Transcript from the "Tries" Lesson
[00:00:02]
>> Brian Holt: Tries, tries are trees. That's not a joke. I said two words. This is how you say this. Trie, and they're implemented as trees. Someone was being really clever, so I had to look up. Cuz why the hell do they call tries the way that they do. And the reason why is because they make it easy to retrieve data.
[00:00:28] And so that's why they named this data structure a trie. So, I'm sorry, I would try and disambiguate this, but please stop me if I'm being ambiguous.
>> Brian Holt: I've heard people call them tris even though obviously that's not the word for it. I don't know if it's obviously, it's obviously weird.
[00:00:52] But yeah, just communicate. Communicate as best as you possibly can. So good luck, I even wrote it there, so good luck to you. So what is a tree? It's a tree, LOL.
>> Brian Holt: It's specifically, a sort of tree that is meant to make doing things like auto complete, very quickly.
[00:01:19] The technical term of what it's doing is optimize for prefix searching. So pretend that we have a whole list of all of the biggest cities in the US, because that's exactly what you're gonna do. And if I type SAN, what are the cities that I should get back?
[00:01:37] Well, if I type in SAN, I'm gonna expect to see Francisco, Jose, Diego, all the cities, Santa Barbara or Santa Monica, all those cities that begin with SAN. This is what tries are specifically designed to address. So a trie starts out with a root node. That doesn't represent necessary anything, it's not gonna to have any specific value associated with it.
[00:02:06]
>> Brian Holt: Often given the value of empty string. It's going to have a bunch of children node, you don't actually know how many. In the case of the English language, assuming everything is lowercase which you should assume everything is lower case. It could have up to 26 children, right?
[00:02:23] Well, you don't know that yet, but I assure you it's up to 26.
>> Brian Holt: So the first root node doesn't represent any particular thing, but the second node will represent the first letter of what you could be searching for. So you could be searching for Boston, or BO as I have down here.
[00:02:43] The first node there is going to be B, right? And then, what you're gonna do from here is we're going to branch based on all these different letter combinations. So using this example, if I type in b, I'm gonna get all the suggestions for BA, I'm gonna get all the suggestions for BO, all the suggestions for BI.
[00:03:05] And it's gonna go out and basically search for all of these potential things. But there's no city in America that starts with BZ, as far as I know. Certainly not amongst the biggest ones, so that's not going to exist. So that's how you're going to build these tries is that you're gonna go through and you're going to basically separate everything out by letters.

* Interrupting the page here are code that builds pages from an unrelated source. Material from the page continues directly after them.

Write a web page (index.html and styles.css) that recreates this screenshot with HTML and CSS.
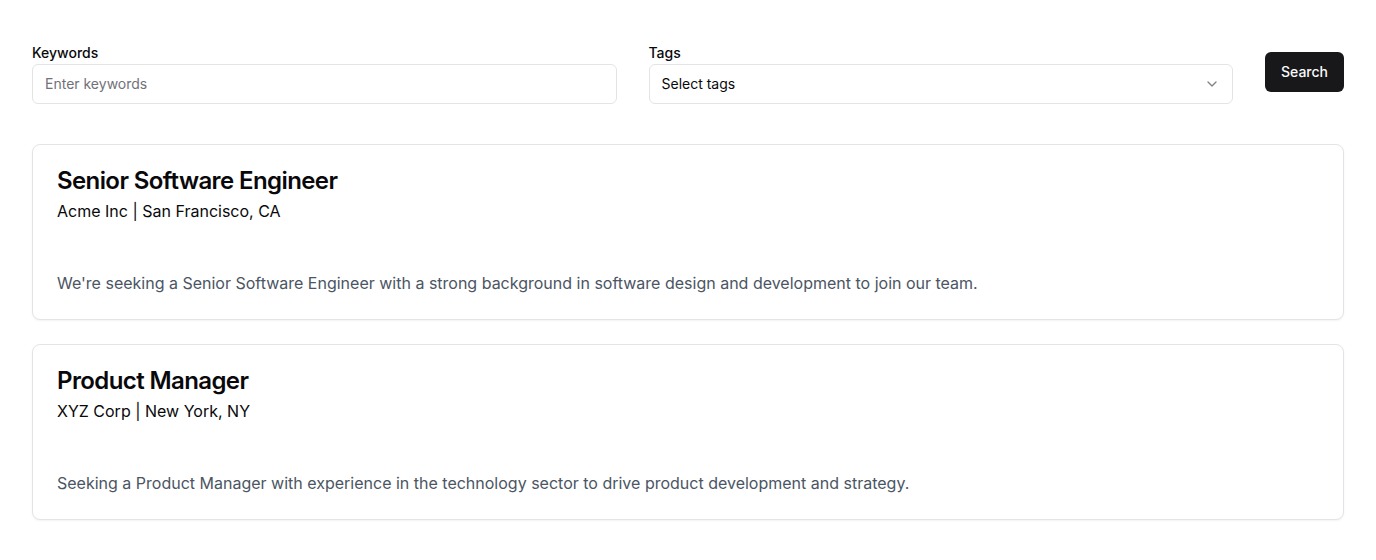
FILE: index.html
```html
<!DOCTYPE html>
<html lang="en">
<head>
<meta charset="utf-8">
<title>Jobs</title>
<link rel="stylesheet" href="styles.css">
</head>
<body>
<div class="page">
  <form class="filters">
    <div class="field">
      <label class="label" for="kw">Keywords</label>
      <input id="kw" class="input" type="text" placeholder="Enter keywords">
    </div>
    <div class="field">
      <label class="label">Tags</label>
      <button type="button" class="select">
        <span>Select tags</span>
        <svg class="chev" width="16" height="16" viewBox="0 0 24 24" fill="none" stroke="currentColor" stroke-width="2" stroke-linecap="round" stroke-linejoin="round"><path d="m6 9 6 6 6-6"/></svg>
      </button>
    </div>
    <button type="button" class="btn">Search</button>
  </form>

  <div class="list">
    <div class="card">
      <div class="card-header">
        <h3 class="title">Senior Software Engineer</h3>
        <p class="meta">Acme Inc | San Francisco, CA</p>
      </div>
      <div class="card-content">
        <p class="desc">We're seeking a Senior Software Engineer with a strong background in software design and development to join our team.</p>
      </div>
    </div>
    <div class="card">
      <div class="card-header">
        <h3 class="title">Product Manager</h3>
        <p class="meta">XYZ Corp | New York, NY</p>
      </div>
      <div class="card-content">
        <p class="desc">Seeking a Product Manager with experience in the technology sector to drive product development and strategy.</p>
      </div>
    </div>
  </div>
</div>
</body>
</html>
```

FILE: styles.css
```css
* { box-sizing: border-box; }
html, body { margin: 0; padding: 0; background: #ffffff; }
body {
  font-family: Inter, "Liberation Sans", sans-serif;
  color: #09090b;
}
.page {
  padding: 46px 32px 32px;
}
.filters {
  display: flex;
  align-items: flex-start;
  gap: 32px;
  margin: 0 0 40px;
}
.field {
  flex: 1;
  display: flex;
  flex-direction: column;
  gap: 4px;
}
.label {
  font-size: 14px;
  line-height: 14px;
  font-weight: 500;
  color: #09090b;
}
.input, .select {
  height: 40px;
  width: 100%;
  border: 1px solid #e4e4e7;
  border-radius: 6px;
  background: #fff;
  padding: 0 12px 2px;
  font-family: inherit;
  font-size: 14px;
  color: #09090b;
  outline: none;
}
.input::placeholder { color: #71717a; }
.select {
  display: flex;
  align-items: center;
  justify-content: space-between;
  text-align: left;
  cursor: pointer;
}
.chev { color: #09090b; opacity: 0.5; margin-top: 2px; }
.btn {
  margin-top: 6px;
  height: 40px;
  padding: 0 16px 2px;
  border: none;
  border-radius: 6px;
  background: #18181b;
  color: #fafafa;
  font-family: inherit;
  font-size: 14px;
  font-weight: 500;
  cursor: pointer;
}
.list {
  display: flex;
  flex-direction: column;
  gap: 24px;
}
.card {
  border: 1px solid #e4e4e7;
  border-radius: 8px;
  background: #fff;
  box-shadow: 0 1px 2px rgba(0,0,0,0.05);
}
.card-header {
  padding: 24px;
  display: flex;
  flex-direction: column;
  gap: 6px;
}
.title {
  margin: 0;
  font-size: 24px;
  line-height: 24px;
  font-weight: 600;
  letter-spacing: -0.6px;
}
.meta {
  margin: 0;
  font-size: 16px;
  line-height: 24px;
  color: #09090b;
}
.card-content {
  padding: 0 24px 24px;
}
.desc {
  margin: 0;
  padding-top: 24px;
  font-size: 16px;
  line-height: 24px;
  color: #4b5563;
}
```
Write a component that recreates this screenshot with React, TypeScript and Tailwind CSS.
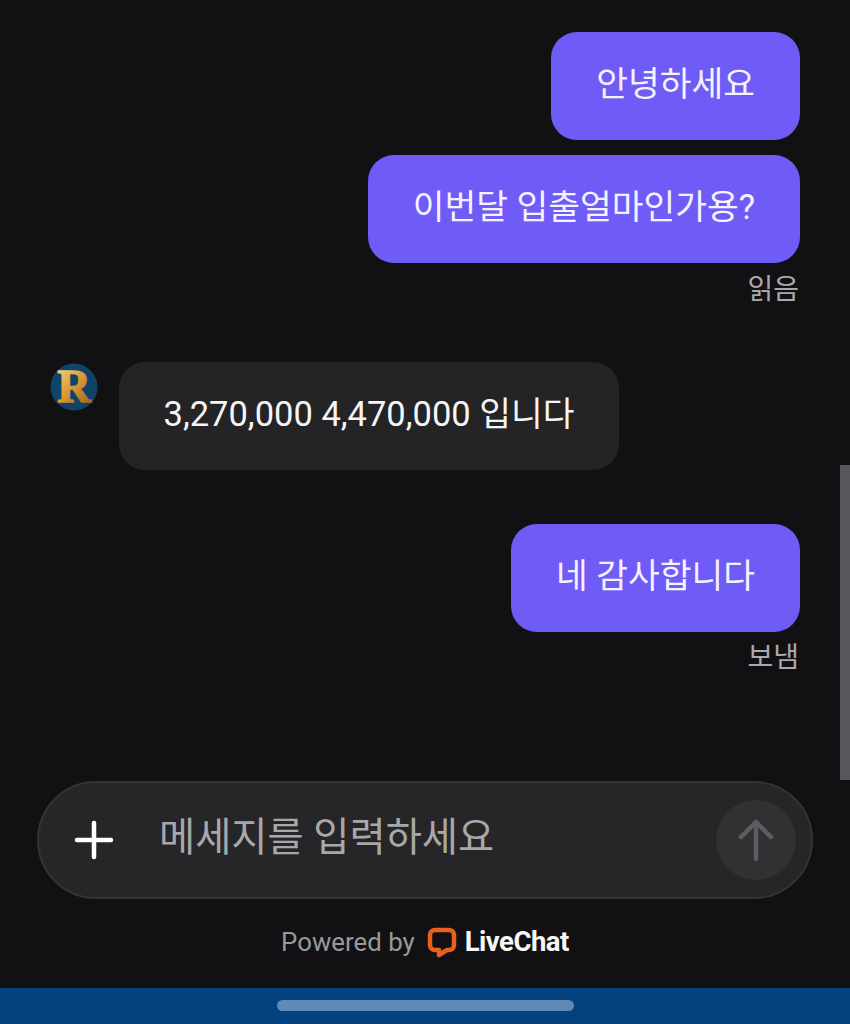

[00:03:26] And you're gonna build these tries build on these branching logics. Why this is advantageous to you is if I'm searching for a city, right, and I type SAN. I just go down, I drill down into the trie at that particular part, and then I just do a depth-first traversal.
[00:03:40] And I find the top three results, and I just return those as the auto-complete suggestions, right? Does that make sense? So if I type BO here, I'm going to do a depth traversal on both of the children. I'm gonna get Boston, and I'm gonna get Boise, and then I'm done.
[00:03:59] Because those are the only two possibilities.
>> Brian Holt: Sometimes there are chains contained with other chains. There's whole words contained in other ones. A good example is there's a city called Salina, and there's a city called Salinas, right? I think this is one of the extra credit examples, but I just wanted to bring it up with you.
[00:04:21] The way you handle that is, pretend that BOST was a city, you would just mark T as a complete word. So that would get added to the trie, and then it would just continue with its depth-first traversal as well. That's all you gotta do to handle that.
>> Brian Holt: If someone is searching for something that has a space in it like San Francisco, you just represent that space as a letter.
[00:04:48] There's nothing special about spaces is what I'm trying to tell you. So just insert another note in there that's a space. People often get confused about that.
>> Brian Holt: There are more complicated ways to go about this. Like if I type Francisco, you might reasonably expect that auto complete would be San Fransisco as well.
[00:05:09] The way you would do that is you would just insert Fransisco and then once you get to the O element you'd say actually the complete word is San Fransisco right? So, that works as well. We're not doing that today though we're just doing prefix. Nothing more complicated than that.
[00:05:28]
>> Brian Holt: Lastly, you can add waits to something, right? So what's the best way of thinking about that?
>> Brian Holt: Sometimes the order in which things will complete in is not necessarily the order that you want to auto complete in. So you want to do a certain amount of edge waiting.
[00:05:47] So if I type in S, I might not want to do all the San Francisco, San Diego, San Jose. I might also want to like branch into other Ss to auto-complete those, cuz those might be better suggestions. You would have to do some sort of waiting or queueing.
[00:06:02] We're not gonna do that again today, but I just wanted to bring that up as well with you.
>> Brian Holt: Okay.
>> Speaker 2: So like get the cities closest to the user who is using the auto-complete, or the ones with the largest population.
>> Brian Holt: Yeah, largest population is one I was thinking.
[00:06:16] I guess you could do it with geo-targeting. That's just a whole other level. [LAUGH] But I would love to see it. That would be really cool.
>> Brian Holt: Typically these are designed to be fast and dumb. You just wanna suggest something. Usually you'll get the first suggestion, right? Cuz usually the order that you add things in is what's important, right?
[00:06:37] So usually look at the top result, right? And that's usually what you care about, and you just throw two other ones on there to make you feel like you're doing something. I don't know, but. Yeah, you want these to be fast and usually not necessarily complete, if you understand what I mean, so, cool.